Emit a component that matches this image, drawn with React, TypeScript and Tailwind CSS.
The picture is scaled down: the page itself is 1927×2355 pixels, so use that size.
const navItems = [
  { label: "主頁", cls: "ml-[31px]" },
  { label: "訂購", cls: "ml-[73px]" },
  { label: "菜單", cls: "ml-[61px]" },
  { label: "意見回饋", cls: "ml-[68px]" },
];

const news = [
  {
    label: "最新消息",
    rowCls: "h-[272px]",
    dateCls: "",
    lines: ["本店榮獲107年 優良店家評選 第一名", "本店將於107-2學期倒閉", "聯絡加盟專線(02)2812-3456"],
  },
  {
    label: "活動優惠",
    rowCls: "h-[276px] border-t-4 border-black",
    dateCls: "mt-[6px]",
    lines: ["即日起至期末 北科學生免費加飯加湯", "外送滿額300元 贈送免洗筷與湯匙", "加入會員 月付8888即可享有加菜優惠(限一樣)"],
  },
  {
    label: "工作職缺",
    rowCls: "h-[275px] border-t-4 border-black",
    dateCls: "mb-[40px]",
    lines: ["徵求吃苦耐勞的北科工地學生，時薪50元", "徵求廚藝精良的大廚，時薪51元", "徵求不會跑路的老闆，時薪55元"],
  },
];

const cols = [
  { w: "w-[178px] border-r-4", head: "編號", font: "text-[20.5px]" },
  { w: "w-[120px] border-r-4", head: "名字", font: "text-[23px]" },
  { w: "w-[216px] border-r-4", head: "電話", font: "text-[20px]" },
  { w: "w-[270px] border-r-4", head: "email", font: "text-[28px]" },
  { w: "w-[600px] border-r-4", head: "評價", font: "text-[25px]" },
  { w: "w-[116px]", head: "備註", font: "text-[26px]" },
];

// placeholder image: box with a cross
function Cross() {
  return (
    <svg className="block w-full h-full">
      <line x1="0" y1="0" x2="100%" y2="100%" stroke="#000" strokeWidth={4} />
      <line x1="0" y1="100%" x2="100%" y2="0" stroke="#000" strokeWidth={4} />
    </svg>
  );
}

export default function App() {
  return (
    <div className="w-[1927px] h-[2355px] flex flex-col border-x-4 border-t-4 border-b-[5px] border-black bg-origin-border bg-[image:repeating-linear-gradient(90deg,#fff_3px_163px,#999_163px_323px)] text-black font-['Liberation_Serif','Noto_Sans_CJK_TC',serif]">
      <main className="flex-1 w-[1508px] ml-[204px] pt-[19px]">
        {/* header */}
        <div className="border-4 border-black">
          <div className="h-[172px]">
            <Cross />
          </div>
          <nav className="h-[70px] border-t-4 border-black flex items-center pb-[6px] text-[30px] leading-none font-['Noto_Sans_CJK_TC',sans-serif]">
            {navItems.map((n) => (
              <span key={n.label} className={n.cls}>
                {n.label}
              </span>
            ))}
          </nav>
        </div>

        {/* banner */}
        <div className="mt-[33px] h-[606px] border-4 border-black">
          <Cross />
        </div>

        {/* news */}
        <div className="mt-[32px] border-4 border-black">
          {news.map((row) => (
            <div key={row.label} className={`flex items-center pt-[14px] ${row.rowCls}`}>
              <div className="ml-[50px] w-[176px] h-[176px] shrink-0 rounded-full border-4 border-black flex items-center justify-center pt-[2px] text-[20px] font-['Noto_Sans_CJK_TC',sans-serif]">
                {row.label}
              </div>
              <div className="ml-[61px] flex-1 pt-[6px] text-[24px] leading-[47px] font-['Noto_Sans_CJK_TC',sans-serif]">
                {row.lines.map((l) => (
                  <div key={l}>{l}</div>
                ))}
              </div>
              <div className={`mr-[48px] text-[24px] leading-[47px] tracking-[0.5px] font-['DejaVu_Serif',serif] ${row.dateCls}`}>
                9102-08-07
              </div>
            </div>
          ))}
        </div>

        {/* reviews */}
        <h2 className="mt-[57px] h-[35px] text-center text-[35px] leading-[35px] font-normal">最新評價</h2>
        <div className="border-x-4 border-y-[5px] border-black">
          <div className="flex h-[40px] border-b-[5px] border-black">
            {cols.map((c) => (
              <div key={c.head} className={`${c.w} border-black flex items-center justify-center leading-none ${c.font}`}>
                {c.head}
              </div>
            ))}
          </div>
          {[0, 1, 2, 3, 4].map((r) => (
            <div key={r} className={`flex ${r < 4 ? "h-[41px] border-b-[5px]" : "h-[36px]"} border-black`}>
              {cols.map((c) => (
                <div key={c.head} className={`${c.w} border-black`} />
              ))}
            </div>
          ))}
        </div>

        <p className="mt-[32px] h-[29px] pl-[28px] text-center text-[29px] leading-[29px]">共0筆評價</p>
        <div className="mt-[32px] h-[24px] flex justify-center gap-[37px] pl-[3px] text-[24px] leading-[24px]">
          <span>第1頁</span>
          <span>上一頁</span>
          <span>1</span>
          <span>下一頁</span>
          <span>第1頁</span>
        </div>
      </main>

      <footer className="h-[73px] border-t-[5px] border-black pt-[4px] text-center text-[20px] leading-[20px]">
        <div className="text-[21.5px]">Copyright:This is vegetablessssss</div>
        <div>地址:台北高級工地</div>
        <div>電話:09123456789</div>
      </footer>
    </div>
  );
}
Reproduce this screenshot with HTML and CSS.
● ● ● ●
> **Given problem**
Scan the listing above for the word "with" and copy every line that holds it.

> **Solution**
Emit a component that matches this image, drawn with React, TypeScript and Tailwind CSS.
// placeholder image: box with a cross
Reproduce this screenshot with HTML and CSS.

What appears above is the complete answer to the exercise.